Search the data for the string "components" and extract every line where it appears.

DATASET EXCERPT:
+++

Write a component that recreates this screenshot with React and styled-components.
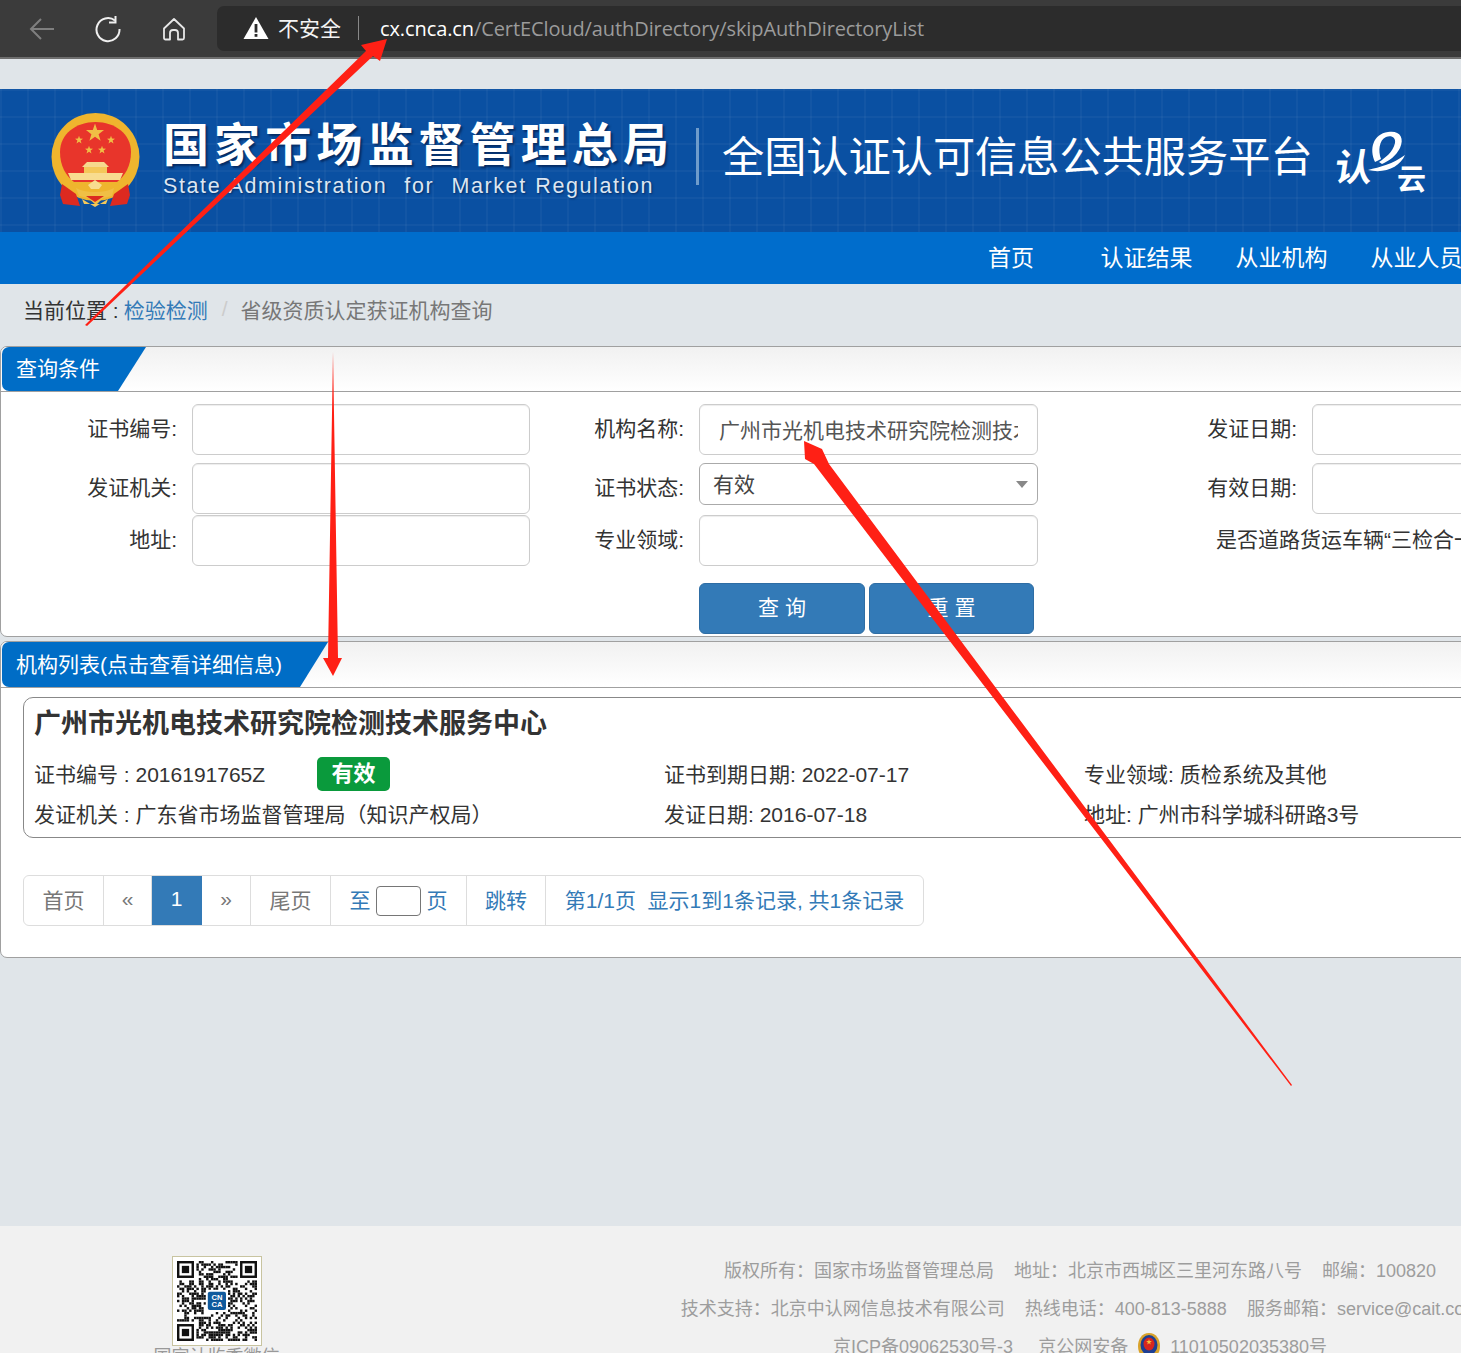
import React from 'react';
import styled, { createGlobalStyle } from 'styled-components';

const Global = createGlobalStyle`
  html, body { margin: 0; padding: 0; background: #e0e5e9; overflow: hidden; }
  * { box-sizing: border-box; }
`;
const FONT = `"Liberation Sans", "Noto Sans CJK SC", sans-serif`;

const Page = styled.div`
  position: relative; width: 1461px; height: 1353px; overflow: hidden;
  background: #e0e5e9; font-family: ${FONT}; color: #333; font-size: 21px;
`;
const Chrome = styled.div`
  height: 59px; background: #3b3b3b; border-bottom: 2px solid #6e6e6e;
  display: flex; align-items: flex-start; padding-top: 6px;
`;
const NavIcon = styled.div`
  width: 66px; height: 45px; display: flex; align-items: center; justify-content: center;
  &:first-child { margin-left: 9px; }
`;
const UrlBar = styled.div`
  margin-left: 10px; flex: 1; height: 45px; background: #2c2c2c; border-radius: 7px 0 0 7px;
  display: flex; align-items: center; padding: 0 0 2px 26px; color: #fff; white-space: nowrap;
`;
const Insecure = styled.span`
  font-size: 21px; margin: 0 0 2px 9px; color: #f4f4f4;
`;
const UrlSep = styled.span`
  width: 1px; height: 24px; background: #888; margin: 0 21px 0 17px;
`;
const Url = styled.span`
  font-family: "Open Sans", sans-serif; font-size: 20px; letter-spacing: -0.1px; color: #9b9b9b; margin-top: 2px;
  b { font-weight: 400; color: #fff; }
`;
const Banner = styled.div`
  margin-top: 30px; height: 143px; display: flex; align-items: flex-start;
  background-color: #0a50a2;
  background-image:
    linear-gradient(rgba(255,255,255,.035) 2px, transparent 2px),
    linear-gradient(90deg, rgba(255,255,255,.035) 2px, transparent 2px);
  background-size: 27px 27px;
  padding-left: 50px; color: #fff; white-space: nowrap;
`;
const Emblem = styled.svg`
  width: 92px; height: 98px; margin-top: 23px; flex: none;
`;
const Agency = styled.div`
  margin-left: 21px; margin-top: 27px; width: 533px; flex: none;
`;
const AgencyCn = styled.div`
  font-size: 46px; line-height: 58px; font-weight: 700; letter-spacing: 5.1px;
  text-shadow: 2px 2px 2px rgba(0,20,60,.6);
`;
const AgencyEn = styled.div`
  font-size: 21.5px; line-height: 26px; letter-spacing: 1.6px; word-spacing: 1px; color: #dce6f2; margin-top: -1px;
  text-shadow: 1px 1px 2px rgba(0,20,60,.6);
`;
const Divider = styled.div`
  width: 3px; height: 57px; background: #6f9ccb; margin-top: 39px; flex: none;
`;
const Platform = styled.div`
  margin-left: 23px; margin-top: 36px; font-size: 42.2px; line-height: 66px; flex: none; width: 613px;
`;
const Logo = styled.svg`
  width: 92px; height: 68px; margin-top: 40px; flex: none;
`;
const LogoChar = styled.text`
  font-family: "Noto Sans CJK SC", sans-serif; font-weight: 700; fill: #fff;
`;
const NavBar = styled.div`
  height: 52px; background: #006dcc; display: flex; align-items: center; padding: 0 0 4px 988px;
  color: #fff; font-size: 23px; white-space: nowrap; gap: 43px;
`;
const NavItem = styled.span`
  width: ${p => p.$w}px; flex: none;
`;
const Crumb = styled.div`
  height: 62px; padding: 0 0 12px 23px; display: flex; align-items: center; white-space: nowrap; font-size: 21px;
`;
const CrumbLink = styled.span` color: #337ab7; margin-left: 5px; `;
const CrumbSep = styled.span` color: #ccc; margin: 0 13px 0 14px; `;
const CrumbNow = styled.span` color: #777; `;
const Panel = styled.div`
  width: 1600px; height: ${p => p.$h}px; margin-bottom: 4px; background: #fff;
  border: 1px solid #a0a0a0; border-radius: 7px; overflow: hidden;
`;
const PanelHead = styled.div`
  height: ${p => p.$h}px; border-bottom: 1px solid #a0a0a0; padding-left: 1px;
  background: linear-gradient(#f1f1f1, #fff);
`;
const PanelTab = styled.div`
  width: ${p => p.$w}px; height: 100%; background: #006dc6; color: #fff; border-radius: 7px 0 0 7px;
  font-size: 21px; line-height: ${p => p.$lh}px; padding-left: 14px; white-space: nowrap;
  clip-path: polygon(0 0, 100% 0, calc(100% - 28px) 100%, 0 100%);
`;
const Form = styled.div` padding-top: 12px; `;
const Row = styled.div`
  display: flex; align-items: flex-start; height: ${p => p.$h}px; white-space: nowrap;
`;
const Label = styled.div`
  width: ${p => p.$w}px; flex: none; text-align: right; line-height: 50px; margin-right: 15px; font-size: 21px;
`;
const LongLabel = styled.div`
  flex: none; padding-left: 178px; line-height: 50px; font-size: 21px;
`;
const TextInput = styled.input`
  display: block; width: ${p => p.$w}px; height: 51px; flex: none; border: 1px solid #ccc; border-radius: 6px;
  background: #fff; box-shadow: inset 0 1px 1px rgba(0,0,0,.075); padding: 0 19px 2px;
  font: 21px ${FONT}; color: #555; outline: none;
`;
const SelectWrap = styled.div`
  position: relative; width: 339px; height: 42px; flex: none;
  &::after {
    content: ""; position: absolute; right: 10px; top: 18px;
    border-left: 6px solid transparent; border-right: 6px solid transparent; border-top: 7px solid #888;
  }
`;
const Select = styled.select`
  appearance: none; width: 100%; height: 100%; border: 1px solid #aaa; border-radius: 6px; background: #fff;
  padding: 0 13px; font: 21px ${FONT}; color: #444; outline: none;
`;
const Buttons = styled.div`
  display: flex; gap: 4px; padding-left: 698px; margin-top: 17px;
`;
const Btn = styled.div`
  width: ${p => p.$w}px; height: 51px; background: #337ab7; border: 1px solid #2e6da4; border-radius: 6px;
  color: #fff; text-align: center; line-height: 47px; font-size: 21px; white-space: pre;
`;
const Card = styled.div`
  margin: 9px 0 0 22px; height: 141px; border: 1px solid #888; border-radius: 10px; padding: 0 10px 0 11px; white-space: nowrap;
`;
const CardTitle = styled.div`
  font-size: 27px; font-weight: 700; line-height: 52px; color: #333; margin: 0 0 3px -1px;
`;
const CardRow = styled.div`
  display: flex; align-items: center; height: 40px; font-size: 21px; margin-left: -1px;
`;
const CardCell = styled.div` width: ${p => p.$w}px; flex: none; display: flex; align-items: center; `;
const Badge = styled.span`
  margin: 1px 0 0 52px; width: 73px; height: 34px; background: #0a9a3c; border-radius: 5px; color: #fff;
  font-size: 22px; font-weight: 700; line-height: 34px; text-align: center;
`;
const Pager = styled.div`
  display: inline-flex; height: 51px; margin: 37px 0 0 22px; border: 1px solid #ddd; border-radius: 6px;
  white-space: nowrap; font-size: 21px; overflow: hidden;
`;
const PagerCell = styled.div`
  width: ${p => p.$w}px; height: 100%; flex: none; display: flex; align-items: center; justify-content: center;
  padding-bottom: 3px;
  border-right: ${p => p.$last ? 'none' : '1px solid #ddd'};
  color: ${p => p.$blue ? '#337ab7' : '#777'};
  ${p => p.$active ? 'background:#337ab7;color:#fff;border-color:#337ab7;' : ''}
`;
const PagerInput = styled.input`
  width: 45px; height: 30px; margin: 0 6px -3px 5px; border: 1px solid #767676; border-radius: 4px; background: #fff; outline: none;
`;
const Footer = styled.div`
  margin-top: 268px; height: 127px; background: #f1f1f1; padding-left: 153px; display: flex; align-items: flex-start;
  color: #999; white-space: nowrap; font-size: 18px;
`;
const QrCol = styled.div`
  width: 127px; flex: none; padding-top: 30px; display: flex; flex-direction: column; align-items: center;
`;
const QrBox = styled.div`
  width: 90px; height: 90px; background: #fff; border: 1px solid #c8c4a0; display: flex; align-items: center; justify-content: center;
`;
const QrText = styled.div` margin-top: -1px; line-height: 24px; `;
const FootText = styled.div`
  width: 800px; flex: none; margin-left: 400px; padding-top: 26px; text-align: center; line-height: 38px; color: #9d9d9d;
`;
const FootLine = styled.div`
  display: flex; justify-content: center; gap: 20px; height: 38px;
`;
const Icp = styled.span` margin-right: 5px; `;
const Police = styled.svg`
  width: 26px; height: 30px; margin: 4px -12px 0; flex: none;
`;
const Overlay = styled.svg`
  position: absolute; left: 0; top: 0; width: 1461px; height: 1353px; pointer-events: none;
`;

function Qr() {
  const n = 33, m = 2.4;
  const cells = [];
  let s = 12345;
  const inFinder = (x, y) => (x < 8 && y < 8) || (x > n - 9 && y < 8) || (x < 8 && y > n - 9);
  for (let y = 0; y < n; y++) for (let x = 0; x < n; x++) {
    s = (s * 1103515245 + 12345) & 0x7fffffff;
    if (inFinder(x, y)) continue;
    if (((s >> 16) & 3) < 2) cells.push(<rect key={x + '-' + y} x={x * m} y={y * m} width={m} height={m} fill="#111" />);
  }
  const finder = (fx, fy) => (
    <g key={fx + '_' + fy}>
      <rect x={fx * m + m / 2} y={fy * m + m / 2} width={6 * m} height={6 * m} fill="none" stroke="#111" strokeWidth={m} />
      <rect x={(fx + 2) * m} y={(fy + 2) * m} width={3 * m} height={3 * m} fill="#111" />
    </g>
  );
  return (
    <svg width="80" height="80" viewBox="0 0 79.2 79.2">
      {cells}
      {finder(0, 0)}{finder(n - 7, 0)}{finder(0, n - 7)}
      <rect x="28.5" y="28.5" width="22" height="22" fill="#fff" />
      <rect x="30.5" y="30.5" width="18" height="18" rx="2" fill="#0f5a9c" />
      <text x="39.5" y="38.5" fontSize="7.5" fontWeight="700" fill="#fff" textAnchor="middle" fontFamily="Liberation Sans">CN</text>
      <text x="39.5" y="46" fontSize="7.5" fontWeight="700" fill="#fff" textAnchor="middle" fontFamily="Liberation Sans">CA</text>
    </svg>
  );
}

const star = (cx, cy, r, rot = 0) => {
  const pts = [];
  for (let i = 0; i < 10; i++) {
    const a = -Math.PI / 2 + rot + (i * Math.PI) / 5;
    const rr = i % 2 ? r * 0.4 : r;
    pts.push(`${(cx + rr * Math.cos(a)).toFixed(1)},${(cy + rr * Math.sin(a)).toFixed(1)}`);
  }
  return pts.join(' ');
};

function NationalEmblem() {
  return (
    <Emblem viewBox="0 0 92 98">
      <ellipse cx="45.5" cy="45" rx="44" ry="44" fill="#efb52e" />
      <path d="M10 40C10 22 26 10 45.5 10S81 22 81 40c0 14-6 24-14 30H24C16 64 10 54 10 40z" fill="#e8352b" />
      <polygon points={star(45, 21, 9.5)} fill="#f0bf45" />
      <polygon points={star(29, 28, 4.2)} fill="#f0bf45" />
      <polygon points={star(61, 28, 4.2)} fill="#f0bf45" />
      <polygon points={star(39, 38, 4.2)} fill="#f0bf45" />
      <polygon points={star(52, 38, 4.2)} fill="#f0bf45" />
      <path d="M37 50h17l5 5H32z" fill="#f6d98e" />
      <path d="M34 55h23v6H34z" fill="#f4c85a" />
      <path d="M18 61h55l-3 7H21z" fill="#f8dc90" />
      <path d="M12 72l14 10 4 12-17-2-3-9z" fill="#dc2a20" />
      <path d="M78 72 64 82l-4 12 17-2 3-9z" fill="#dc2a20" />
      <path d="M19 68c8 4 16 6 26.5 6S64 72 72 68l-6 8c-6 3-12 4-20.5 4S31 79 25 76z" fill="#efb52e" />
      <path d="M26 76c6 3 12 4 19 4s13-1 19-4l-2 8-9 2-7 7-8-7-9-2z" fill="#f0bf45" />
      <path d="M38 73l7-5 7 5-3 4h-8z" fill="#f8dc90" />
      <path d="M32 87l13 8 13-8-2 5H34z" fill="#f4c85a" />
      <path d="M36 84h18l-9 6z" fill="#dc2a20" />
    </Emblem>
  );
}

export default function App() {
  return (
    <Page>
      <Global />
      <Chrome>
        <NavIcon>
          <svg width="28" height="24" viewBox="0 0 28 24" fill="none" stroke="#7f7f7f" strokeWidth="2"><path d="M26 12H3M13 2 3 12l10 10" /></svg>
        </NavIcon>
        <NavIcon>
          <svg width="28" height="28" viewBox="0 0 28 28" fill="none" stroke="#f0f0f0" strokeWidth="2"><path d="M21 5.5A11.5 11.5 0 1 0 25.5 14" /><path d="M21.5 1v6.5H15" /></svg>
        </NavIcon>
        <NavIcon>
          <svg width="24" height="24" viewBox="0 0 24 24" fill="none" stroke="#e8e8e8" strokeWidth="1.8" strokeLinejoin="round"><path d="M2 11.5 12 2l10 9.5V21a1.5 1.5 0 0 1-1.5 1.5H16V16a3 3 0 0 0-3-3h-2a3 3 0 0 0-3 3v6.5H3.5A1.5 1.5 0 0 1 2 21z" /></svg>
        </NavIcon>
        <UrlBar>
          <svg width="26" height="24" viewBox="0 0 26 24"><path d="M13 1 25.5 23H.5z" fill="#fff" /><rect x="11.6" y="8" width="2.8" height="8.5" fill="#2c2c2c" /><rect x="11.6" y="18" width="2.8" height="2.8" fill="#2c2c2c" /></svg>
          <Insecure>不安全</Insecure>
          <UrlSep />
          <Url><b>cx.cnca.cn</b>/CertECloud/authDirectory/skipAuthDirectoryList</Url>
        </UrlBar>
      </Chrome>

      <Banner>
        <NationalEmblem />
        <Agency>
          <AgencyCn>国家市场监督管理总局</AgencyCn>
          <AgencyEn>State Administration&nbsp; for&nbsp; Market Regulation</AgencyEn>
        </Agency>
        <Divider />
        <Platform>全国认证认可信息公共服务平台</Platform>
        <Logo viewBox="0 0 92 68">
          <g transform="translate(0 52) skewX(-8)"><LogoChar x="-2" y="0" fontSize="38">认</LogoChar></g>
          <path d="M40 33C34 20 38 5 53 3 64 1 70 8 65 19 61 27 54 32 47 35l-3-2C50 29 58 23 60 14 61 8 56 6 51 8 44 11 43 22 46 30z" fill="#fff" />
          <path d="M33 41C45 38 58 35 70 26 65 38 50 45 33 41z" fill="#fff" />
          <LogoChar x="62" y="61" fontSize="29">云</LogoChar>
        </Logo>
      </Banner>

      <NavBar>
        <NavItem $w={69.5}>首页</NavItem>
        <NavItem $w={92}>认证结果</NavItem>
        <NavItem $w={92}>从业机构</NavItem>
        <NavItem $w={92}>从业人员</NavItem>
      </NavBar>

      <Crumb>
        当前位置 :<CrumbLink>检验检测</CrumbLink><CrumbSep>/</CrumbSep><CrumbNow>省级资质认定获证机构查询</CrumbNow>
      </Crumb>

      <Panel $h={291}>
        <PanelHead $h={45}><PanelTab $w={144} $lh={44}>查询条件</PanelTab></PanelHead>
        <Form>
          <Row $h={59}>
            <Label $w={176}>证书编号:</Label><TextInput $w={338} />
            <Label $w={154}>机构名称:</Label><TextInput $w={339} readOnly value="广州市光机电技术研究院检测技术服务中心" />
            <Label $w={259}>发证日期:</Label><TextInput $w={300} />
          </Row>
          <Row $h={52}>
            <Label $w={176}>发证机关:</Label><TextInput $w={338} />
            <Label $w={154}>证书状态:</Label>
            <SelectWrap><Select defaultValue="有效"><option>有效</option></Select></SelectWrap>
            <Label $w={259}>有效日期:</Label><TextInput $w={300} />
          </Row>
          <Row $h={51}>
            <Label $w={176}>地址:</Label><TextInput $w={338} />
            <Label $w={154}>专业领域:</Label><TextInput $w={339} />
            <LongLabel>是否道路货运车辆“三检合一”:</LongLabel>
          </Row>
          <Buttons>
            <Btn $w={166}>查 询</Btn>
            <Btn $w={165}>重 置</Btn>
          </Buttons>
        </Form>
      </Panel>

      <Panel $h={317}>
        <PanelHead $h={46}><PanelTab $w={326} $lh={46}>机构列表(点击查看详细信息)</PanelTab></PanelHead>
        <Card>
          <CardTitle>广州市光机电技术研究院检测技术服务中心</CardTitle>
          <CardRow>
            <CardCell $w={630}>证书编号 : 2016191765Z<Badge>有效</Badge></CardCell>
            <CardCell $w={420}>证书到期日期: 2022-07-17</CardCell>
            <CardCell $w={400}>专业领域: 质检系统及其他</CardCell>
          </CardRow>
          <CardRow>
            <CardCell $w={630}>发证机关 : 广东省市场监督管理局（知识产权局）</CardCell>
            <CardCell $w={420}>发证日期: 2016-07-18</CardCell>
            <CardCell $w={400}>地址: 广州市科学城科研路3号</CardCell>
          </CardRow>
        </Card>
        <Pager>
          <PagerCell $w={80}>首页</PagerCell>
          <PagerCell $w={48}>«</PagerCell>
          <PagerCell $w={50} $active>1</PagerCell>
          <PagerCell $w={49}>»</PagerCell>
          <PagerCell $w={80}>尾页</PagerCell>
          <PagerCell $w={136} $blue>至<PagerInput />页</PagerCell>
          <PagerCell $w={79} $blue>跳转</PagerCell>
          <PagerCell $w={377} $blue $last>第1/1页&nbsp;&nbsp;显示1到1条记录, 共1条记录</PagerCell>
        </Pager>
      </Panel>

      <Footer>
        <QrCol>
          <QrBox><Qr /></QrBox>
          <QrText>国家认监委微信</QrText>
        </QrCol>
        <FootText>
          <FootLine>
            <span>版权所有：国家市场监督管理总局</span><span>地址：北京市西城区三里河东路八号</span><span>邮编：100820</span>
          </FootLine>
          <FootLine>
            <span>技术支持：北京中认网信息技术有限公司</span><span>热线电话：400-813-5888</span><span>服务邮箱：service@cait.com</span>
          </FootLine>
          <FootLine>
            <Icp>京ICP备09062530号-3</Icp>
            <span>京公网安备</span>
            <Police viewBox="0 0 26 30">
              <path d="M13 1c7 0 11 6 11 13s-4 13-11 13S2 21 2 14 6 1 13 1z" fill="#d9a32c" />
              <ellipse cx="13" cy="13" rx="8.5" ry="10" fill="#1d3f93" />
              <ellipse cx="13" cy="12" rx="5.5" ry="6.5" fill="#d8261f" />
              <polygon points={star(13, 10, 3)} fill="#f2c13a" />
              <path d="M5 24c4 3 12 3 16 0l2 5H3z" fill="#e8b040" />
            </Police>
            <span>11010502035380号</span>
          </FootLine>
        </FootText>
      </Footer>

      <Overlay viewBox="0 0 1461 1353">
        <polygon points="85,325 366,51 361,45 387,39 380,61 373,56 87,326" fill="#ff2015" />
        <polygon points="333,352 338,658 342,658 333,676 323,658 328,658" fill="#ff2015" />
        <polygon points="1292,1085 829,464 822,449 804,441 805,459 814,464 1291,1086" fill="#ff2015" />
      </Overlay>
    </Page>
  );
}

+++

EXERCISE ANSWER:
Write a component that recreates this screenshot with React and styled-components.
import styled, { createGlobalStyle } from 'styled-components';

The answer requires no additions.